The Pentagon had ordered military planners to prepare detailed options for the US troops, the report said.
The report quoted senior officials as saying it was all but certain that the US would send in its troops. Once there, they would remain in Liberia only for a few months, they said.
Quit, says Bush
US President George W. Bush has meanwhile repeated his demand that Presdent Charles Taylor leave Liberia.
“We’re exploring all options as to how to keep the situation peaceful and stable.

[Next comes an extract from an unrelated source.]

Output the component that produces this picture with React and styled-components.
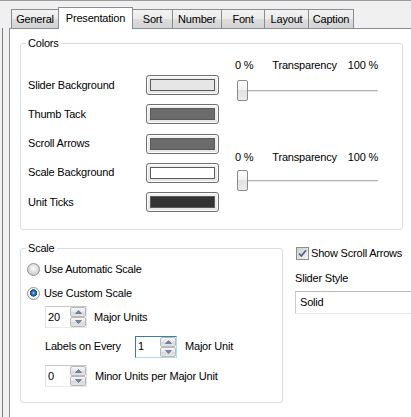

One thing has to happen: Mr Taylor needs to leave the country,” he told reporters at the White House on Wednesday.
Bush, who leaves on Monday on a whirlwind tour of Africa, was expected to decide on Thursday whether to send US troops to Liberia to lead or be part of an international peacekeeping operation, officials said in Washington.
The officials said Bush would make up his mind before leaving on Friday for the long US Independence Day holiday weekend, after which he departs for Africa.
“Everyone has weighed in,” one official said, referring to Secretary of State Colin Powell, Defence Secretary Donald Rumsfeld and National Security Advisor Condoleezza Rice. “Now it’s up to the President.”
Truce team in
On Wednesday, a 15-member international monitoring team left Ghana for Liberia to oversee a fragile June 17 truce signed between rebels and Taylor’s government.
In Ivory Coast, neighbouring Liberia, Britain’s ambassador to the United Nations, Sir Jeremy Greenstock, said Nigeria might offer exile to Taylor, who has been indicted by a UN-backed court in Sierra Leone for war crimes during that country’s 10-year civil war.
Hundreds have died in the latest fighting in liberia– the worst phase in a four-year civil war that erupted soon after the end of a seven-year conflict in 1997, the year Taylor, a former warlord, was elected to power.